#### [Given exercise]
Without the images, write out the whole listing exactly.

--*--

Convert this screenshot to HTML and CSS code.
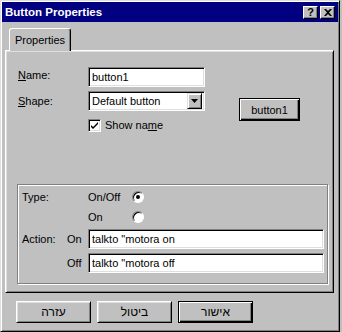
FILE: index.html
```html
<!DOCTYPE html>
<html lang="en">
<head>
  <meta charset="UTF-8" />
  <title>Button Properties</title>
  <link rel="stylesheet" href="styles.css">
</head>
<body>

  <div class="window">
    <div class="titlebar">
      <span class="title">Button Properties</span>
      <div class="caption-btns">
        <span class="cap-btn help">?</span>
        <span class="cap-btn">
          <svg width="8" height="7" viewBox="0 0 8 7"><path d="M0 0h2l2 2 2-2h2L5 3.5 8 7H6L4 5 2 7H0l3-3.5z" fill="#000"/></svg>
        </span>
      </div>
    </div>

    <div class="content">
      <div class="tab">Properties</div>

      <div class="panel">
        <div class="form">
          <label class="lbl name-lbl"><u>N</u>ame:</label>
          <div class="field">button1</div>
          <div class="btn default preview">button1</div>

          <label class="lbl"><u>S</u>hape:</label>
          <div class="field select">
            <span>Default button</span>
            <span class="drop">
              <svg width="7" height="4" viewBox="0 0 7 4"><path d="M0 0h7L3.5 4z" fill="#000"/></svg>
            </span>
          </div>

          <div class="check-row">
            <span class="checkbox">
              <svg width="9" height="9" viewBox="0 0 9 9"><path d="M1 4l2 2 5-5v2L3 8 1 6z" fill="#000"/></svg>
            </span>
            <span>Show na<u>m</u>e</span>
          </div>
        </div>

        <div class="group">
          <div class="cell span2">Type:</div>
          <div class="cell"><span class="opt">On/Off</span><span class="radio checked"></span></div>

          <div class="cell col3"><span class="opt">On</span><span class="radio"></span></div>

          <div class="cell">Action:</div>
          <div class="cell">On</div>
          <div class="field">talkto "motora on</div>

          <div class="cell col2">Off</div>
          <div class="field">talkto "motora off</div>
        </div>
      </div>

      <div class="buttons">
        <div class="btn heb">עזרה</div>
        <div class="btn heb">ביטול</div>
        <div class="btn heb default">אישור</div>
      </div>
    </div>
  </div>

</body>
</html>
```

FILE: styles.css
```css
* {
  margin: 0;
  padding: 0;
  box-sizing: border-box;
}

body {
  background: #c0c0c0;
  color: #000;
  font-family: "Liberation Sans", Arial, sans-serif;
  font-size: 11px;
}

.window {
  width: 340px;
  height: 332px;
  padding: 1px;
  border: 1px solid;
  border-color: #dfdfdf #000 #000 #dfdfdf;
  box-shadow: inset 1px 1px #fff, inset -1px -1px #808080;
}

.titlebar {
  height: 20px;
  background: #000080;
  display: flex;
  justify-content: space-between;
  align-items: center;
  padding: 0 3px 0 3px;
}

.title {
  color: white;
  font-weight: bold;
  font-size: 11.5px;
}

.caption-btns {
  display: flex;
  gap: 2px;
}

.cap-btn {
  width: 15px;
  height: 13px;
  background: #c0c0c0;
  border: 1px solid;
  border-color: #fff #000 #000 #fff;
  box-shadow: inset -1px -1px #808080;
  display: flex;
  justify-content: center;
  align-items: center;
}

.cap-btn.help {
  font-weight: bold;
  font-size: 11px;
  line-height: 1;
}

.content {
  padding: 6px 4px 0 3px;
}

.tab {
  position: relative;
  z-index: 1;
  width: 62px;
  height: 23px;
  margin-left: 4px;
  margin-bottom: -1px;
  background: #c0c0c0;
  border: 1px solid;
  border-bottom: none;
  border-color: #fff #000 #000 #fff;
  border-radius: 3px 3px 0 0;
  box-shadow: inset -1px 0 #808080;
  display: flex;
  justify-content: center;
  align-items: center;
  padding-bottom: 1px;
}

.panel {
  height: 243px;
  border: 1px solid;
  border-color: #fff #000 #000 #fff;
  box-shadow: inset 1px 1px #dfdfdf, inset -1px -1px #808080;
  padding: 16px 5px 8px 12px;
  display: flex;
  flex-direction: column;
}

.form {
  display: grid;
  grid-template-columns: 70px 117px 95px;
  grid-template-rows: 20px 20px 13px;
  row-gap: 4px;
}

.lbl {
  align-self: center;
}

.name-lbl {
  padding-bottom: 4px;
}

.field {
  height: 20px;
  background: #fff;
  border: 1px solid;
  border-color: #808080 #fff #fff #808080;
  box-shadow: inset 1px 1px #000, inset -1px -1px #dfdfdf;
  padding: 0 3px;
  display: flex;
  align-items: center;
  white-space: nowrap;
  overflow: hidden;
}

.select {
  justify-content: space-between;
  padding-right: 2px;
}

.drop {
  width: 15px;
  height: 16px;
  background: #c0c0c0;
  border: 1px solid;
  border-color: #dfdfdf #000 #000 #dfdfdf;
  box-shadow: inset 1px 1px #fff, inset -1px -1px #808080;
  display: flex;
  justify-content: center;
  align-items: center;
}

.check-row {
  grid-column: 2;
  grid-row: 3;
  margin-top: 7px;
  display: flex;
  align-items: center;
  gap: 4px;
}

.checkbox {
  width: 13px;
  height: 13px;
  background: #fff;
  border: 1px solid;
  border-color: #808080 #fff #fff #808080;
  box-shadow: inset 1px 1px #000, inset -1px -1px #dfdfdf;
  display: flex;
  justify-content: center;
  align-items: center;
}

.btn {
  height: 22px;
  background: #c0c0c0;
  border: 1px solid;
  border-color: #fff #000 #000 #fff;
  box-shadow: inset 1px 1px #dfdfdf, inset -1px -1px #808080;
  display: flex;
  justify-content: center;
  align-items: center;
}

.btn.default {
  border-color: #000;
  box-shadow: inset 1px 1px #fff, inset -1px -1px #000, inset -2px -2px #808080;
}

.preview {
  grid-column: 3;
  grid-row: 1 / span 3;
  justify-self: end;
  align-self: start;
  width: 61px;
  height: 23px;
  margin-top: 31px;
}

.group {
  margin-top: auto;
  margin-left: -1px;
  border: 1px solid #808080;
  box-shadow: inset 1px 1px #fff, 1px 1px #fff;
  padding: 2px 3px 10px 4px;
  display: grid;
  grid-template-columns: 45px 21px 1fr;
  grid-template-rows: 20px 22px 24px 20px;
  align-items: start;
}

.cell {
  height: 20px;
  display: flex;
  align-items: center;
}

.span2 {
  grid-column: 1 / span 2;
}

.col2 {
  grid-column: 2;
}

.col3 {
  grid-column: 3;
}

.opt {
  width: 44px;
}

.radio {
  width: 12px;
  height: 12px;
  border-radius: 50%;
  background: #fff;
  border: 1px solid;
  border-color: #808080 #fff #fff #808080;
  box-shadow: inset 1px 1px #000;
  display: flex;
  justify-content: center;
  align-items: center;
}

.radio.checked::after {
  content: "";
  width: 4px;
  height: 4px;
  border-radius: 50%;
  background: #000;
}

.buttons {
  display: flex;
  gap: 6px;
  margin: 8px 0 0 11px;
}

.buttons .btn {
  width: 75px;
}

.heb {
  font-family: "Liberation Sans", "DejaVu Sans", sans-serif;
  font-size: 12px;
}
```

--*--

#### [Result of the exercise]
Convert this screenshot to HTML and CSS code.
FILE: index.html
```html
<!DOCTYPE html>
<html lang="en">
<head>
  <meta charset="UTF-8" />
  <title>Button Properties</title>
  <link rel="stylesheet" href="styles.css">
</head>
<body>

  <div class="window">
    <div class="titlebar">
      <span class="title">Button Properties</span>
      <div class="caption-btns">
        <span class="cap-btn help">?</span>
        <span class="cap-btn">
          <svg width="8" height="7" viewBox="0 0 8 7"><path d="M0 0h2l2 2 2-2h2L5 3.5 8 7H6L4 5 2 7H0l3-3.5z" fill="#000"/></svg>
        </span>
      </div>
    </div>

    <div class="content">
      <div class="tab">Properties</div>

      <div class="panel">
        <div class="form">
          <label class="lbl name-lbl"><u>N</u>ame:</label>
          <div class="field">button1</div>
          <div class="btn default preview">button1</div>

          <label class="lbl"><u>S</u>hape:</label>
          <div class="field select">
            <span>Default button</span>
            <span class="drop">
              <svg width="7" height="4" viewBox="0 0 7 4"><path d="M0 0h7L3.5 4z" fill="#000"/></svg>
            </span>
          </div>

          <div class="check-row">
            <span class="checkbox">
              <svg width="9" height="9" viewBox="0 0 9 9"><path d="M1 4l2 2 5-5v2L3 8 1 6z" fill="#000"/></svg>
            </span>
            <span>Show na<u>m</u>e</span>
          </div>
        </div>

        <div class="group">
          <div class="cell span2">Type:</div>
          <div class="cell"><span class="opt">On/Off</span><span class="radio checked"></span></div>

          <div class="cell col3"><span class="opt">On</span><span class="radio"></span></div>

          <div class="cell">Action:</div>
          <div class="cell">On</div>
          <div class="field">talkto "motora on</div>

          <div class="cell col2">Off</div>
          <div class="field">talkto "motora off</div>
        </div>
      </div>

      <div class="buttons">
        <div class="btn heb">עזרה</div>
        <div class="btn heb">ביטול</div>
        <div class="btn heb default">אישור</div>
      </div>
    </div>
  </div>

</body>
</html>
```

FILE: styles.css
```css
* {
  margin: 0;
  padding: 0;
  box-sizing: border-box;
}

body {
  background: #c0c0c0;
  color: #000;
  font-family: "Liberation Sans", Arial, sans-serif;
  font-size: 11px;
}

.window {
  width: 340px;
  height: 332px;
  padding: 1px;
  border: 1px solid;
  border-color: #dfdfdf #000 #000 #dfdfdf;
  box-shadow: inset 1px 1px #fff, inset -1px -1px #808080;
}

.titlebar {
  height: 20px;
  background: #000080;
  display: flex;
  justify-content: space-between;
  align-items: center;
  padding: 0 3px 0 3px;
}

.title {
  color: white;
  font-weight: bold;
  font-size: 11.5px;
}

.caption-btns {
  display: flex;
  gap: 2px;
}

.cap-btn {
  width: 15px;
  height: 13px;
  background: #c0c0c0;
  border: 1px solid;
  border-color: #fff #000 #000 #fff;
  box-shadow: inset -1px -1px #808080;
  display: flex;
  justify-content: center;
  align-items: center;
}

.cap-btn.help {
  font-weight: bold;
  font-size: 11px;
  line-height: 1;
}

.content {
  padding: 6px 4px 0 3px;
}

.tab {
  position: relative;
  z-index: 1;
  width: 62px;
  height: 23px;
  margin-left: 4px;
  margin-bottom: -1px;
  background: #c0c0c0;
  border: 1px solid;
  border-bottom: none;
  border-color: #fff #000 #000 #fff;
  border-radius: 3px 3px 0 0;
  box-shadow: inset -1px 0 #808080;
  display: flex;
  justify-content: center;
  align-items: center;
  padding-bottom: 1px;
}

.panel {
  height: 243px;
  border: 1px solid;
  border-color: #fff #000 #000 #fff;
  box-shadow: inset 1px 1px #dfdfdf, inset -1px -1px #808080;
  padding: 16px 5px 8px 12px;
  display: flex;
  flex-direction: column;
}

.form {
  display: grid;
  grid-template-columns: 70px 117px 95px;
  grid-template-rows: 20px 20px 13px;
  row-gap: 4px;
}

.lbl {
  align-self: center;
}

.name-lbl {
  padding-bottom: 4px;
}

.field {
  height: 20px;
  background: #fff;
  border: 1px solid;
  border-color: #808080 #fff #fff #808080;
  box-shadow: inset 1px 1px #000, inset -1px -1px #dfdfdf;
  padding: 0 3px;
  display: flex;
  align-items: center;
  white-space: nowrap;
  overflow: hidden;
}

.select {
  justify-content: space-between;
  padding-right: 2px;
}

.drop {
  width: 15px;
  height: 16px;
  background: #c0c0c0;
  border: 1px solid;
  border-color: #dfdfdf #000 #000 #dfdfdf;
  box-shadow: inset 1px 1px #fff, inset -1px -1px #808080;
  display: flex;
  justify-content: center;
  align-items: center;
}

.check-row {
  grid-column: 2;
  grid-row: 3;
  margin-top: 7px;
  display: flex;
  align-items: center;
  gap: 4px;
}

.checkbox {
  width: 13px;
  height: 13px;
  background: #fff;
  border: 1px solid;
  border-color: #808080 #fff #fff #808080;
  box-shadow: inset 1px 1px #000, inset -1px -1px #dfdfdf;
  display: flex;
  justify-content: center;
  align-items: center;
}

.btn {
  height: 22px;
  background: #c0c0c0;
  border: 1px solid;
  border-color: #fff #000 #000 #fff;
  box-shadow: inset 1px 1px #dfdfdf, inset -1px -1px #808080;
  display: flex;
  justify-content: center;
  align-items: center;
}

.btn.default {
  border-color: #000;
  box-shadow: inset 1px 1px #fff, inset -1px -1px #000, inset -2px -2px #808080;
}

.preview {
  grid-column: 3;
  grid-row: 1 / span 3;
  justify-self: end;
  align-self: start;
  width: 61px;
  height: 23px;
  margin-top: 31px;
}

.group {
  margin-top: auto;
  margin-left: -1px;
  border: 1px solid #808080;
  box-shadow: inset 1px 1px #fff, 1px 1px #fff;
  padding: 2px 3px 10px 4px;
  display: grid;
  grid-template-columns: 45px 21px 1fr;
  grid-template-rows: 20px 22px 24px 20px;
  align-items: start;
}

.cell {
  height: 20px;
  display: flex;
  align-items: center;
}

.span2 {
  grid-column: 1 / span 2;
}

.col2 {
  grid-column: 2;
}

.col3 {
  grid-column: 3;
}

.opt {
  width: 44px;
}

.radio {
  width: 12px;
  height: 12px;
  border-radius: 50%;
  background: #fff;
  border: 1px solid;
  border-color: #808080 #fff #fff #808080;
  box-shadow: inset 1px 1px #000;
  display: flex;
  justify-content: center;
  align-items: center;
}

.radio.checked::after {
  content: "";
  width: 4px;
  height: 4px;
  border-radius: 50%;
  background: #000;
}

.buttons {
  display: flex;
  gap: 6px;
  margin: 8px 0 0 11px;
}

.buttons .btn {
  width: 75px;
}

.heb {
  font-family: "Liberation Sans", "DejaVu Sans", sans-serif;
  font-size: 12px;
}
```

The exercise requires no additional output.